Another note on multiple meshes on the same LAN, sharing the same address space:

 

I caleld TP-Link tech support about this. The first person did not understand a lot of basic concepts. He kept asking about my internet connection and I finally said, "I have a firewall with the internet on one side and the LAN on the other. For this discussion, you don't have to know how I'm connected, just that the internet is on the other side of my firewall, and that my firewall is also the DHCP server for the LAN." He said, "What do you mean 'firewall' and what do you mean 'DHCP?'" He did not understand and kept asking for more details about the internet connection. My ISP is Starlink and my dish is connected to the house by 1,000' of fiber optic cable. He had already shown that he didn't understand you can use fiber optic cable and, to the computers on the LAN, it looks like ethernet. It took me 15 minutes to convince him to get me to a Level 2 tech.

 

When the Level 2 guy called me back, he asked intelligent questions, like, "When you talk about your firewall, do you mean a physical device, and not something in the modem?

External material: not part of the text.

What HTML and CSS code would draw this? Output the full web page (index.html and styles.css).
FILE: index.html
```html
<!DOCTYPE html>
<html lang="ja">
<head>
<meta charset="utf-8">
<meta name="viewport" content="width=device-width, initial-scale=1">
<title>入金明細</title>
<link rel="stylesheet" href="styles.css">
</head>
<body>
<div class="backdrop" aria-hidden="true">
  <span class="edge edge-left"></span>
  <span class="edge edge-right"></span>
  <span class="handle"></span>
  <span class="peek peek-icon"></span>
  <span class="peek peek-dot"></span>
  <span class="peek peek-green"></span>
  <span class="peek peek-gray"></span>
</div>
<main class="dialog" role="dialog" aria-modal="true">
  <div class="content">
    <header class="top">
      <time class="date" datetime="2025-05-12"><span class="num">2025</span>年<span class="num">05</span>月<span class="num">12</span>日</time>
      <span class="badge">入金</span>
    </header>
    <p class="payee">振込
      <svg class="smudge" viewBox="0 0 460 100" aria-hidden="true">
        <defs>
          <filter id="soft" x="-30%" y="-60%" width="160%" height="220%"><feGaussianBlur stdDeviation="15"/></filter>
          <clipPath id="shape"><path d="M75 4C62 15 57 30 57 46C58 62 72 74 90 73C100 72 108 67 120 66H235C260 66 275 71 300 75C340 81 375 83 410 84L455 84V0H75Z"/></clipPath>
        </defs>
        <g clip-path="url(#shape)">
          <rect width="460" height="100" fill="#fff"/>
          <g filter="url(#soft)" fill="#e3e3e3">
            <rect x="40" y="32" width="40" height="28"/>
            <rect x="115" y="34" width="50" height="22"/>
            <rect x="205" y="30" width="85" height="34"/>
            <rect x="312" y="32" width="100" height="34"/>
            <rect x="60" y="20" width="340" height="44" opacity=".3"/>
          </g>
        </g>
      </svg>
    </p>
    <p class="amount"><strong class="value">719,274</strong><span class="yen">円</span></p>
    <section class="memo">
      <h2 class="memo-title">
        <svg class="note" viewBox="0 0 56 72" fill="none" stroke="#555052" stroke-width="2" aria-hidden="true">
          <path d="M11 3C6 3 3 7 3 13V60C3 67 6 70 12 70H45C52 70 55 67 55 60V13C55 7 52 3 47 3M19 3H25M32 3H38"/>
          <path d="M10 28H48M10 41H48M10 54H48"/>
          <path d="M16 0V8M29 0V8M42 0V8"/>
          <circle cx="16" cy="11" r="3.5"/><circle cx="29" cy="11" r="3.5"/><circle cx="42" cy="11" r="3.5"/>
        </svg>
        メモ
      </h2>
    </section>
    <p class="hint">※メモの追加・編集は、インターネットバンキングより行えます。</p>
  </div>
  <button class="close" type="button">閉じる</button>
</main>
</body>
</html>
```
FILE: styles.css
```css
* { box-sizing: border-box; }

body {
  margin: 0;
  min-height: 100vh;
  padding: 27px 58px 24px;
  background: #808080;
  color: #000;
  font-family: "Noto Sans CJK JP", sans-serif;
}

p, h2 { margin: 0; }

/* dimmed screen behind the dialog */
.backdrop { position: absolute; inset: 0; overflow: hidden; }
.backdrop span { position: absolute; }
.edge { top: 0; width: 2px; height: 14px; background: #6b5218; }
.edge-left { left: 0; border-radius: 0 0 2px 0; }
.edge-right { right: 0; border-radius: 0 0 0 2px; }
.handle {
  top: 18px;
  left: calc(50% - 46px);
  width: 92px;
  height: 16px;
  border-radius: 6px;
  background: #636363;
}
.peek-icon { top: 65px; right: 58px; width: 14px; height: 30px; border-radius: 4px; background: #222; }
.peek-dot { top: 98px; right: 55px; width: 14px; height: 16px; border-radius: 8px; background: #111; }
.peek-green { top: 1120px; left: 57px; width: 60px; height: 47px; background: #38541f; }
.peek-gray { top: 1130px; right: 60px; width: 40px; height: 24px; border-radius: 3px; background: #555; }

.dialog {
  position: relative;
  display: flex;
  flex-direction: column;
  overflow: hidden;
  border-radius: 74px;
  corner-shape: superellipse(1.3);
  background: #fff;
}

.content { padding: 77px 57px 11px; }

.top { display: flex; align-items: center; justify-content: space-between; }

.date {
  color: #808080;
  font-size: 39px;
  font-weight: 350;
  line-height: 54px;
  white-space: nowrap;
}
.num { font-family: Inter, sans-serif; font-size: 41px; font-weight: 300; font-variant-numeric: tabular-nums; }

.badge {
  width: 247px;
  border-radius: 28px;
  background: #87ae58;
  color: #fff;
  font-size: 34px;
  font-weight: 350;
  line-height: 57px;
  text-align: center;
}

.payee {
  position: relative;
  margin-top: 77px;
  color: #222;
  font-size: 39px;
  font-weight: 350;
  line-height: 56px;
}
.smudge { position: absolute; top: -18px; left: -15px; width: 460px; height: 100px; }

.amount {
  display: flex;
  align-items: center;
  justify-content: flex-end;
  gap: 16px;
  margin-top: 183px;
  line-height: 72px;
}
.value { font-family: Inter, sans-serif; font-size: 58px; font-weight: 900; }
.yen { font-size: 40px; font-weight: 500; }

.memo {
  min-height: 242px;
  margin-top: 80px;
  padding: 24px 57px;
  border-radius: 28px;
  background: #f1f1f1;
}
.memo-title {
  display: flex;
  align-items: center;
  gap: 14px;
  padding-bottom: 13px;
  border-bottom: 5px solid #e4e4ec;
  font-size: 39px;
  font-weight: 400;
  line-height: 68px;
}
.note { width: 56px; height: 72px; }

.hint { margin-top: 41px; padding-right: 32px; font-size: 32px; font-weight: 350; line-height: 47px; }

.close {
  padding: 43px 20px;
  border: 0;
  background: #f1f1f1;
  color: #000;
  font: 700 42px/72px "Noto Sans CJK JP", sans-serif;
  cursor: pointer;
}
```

And is it connected to your main network by an ethernet cable?" I said it ran into a TP-Link multi-port switch. He asked, "Managed or unmanaged?" In other words, this Level 2 tech had a high level of technical knowlege and understood me. He asked a lot of good questions, like, "So when you say fiber optic cable, you mean you have an ethernet cable coming out of the switch, to a converter, to the fiber, then, on the other end, another converter and is that also connected to an unmanaged switch in that building?" I was SO relieved that he was asking questions that showed he wanted a clear picture of the situation and they showed me he really got what I was doing.

 

So once he understood my setup, he said there was no problem having different mesh networks on my LAN, even in the same address space. He said, "Just use the 'Add Network' button in the Deco app to do that." In fact, he was more concerned about the firewall and verifying that there was nothing going on with the firewall that prevented both mesh networks connecting to the internet, then went into how that can be a problem.

 

To summarize what the Level 2 tech said, two meshes in the same address space, on the same network, is not a problem and the app is designed to be able to set those up. His concern was more about making sure my routing on my firewall did not have any rules or anything that would block a 2nd mesh network.